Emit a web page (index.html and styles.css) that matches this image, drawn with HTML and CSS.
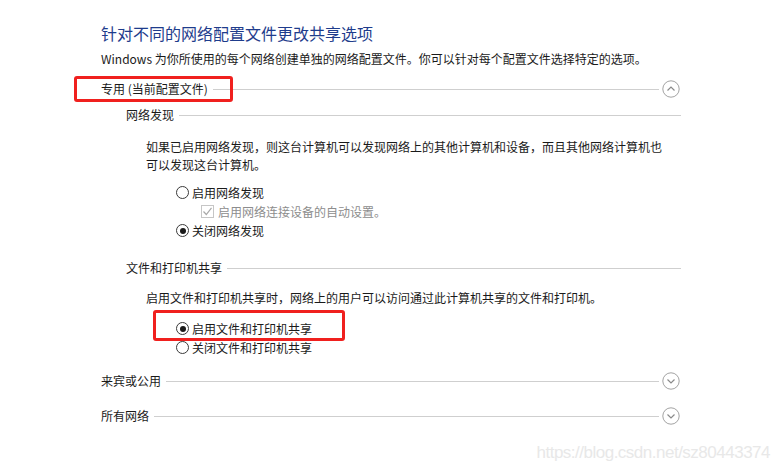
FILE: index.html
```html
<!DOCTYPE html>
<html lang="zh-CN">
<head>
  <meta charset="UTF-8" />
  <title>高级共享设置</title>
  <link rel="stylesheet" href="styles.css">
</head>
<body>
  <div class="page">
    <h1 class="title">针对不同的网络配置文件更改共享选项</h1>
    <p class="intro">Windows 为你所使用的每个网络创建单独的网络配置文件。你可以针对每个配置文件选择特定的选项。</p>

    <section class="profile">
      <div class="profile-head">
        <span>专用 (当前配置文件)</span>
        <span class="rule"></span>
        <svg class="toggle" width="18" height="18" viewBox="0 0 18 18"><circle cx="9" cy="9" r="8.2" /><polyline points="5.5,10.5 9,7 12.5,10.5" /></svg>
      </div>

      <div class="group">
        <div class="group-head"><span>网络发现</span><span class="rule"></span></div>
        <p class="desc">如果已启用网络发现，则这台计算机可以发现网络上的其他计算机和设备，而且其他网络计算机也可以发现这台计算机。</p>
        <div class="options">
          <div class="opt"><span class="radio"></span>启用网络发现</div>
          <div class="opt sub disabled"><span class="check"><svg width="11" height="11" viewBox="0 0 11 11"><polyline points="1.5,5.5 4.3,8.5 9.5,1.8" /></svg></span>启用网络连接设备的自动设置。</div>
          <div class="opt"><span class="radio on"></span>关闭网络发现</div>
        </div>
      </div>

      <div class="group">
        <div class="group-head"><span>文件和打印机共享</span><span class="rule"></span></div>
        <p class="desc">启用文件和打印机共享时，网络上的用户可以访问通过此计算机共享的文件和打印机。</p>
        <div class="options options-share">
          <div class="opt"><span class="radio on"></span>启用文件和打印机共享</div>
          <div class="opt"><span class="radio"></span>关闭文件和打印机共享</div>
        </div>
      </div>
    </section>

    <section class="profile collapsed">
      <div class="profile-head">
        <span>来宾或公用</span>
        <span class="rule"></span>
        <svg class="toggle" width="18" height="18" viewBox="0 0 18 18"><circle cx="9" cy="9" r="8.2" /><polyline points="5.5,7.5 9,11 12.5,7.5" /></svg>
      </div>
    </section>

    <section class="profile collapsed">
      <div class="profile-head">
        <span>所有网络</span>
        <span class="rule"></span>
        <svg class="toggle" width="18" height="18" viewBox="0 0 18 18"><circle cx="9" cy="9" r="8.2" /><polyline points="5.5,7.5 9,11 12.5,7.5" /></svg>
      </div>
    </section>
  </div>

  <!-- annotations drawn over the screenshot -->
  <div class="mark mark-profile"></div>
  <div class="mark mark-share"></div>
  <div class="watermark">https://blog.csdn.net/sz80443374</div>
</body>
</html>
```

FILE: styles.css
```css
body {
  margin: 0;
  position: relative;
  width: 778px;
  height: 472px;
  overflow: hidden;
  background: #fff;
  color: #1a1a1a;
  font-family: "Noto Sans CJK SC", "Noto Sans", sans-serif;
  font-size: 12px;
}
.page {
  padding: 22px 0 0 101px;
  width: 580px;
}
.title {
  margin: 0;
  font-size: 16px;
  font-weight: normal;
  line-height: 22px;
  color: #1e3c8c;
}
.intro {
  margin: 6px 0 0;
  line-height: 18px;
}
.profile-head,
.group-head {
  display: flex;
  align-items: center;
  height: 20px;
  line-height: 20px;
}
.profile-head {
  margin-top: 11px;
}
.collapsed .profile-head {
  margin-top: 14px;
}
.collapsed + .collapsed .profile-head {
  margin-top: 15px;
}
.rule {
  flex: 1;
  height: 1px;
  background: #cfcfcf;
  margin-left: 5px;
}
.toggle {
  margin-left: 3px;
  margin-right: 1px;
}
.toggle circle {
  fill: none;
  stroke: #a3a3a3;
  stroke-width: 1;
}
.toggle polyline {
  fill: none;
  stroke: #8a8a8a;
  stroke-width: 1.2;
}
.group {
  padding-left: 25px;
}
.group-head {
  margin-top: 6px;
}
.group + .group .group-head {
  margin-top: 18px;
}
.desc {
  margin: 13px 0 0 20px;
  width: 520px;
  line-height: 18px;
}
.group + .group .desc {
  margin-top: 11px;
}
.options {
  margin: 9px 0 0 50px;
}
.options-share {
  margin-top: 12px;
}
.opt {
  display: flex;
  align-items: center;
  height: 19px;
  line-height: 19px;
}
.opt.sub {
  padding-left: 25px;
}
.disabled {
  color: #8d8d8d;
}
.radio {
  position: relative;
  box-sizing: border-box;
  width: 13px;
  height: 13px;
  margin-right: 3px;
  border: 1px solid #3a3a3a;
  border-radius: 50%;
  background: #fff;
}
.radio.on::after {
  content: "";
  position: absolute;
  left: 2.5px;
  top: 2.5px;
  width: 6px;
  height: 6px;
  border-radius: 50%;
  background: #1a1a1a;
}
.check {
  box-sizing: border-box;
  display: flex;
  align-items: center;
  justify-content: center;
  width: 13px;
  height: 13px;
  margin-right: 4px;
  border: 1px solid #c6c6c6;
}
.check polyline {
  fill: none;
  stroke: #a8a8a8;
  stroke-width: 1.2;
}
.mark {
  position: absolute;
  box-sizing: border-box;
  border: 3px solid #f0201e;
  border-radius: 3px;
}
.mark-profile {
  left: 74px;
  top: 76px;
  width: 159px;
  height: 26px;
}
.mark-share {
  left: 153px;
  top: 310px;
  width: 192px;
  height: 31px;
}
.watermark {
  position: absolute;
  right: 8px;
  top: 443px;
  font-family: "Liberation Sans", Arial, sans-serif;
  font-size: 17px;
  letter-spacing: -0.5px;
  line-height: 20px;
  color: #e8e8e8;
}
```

::::

Find the lines with the string "drawn" and reproduce them.

> **RESULT OF THE EXERCISE**:
Emit a web page (index.html and styles.css) that matches this image, drawn with HTML and CSS.
  <!-- annotations drawn over the screenshot -->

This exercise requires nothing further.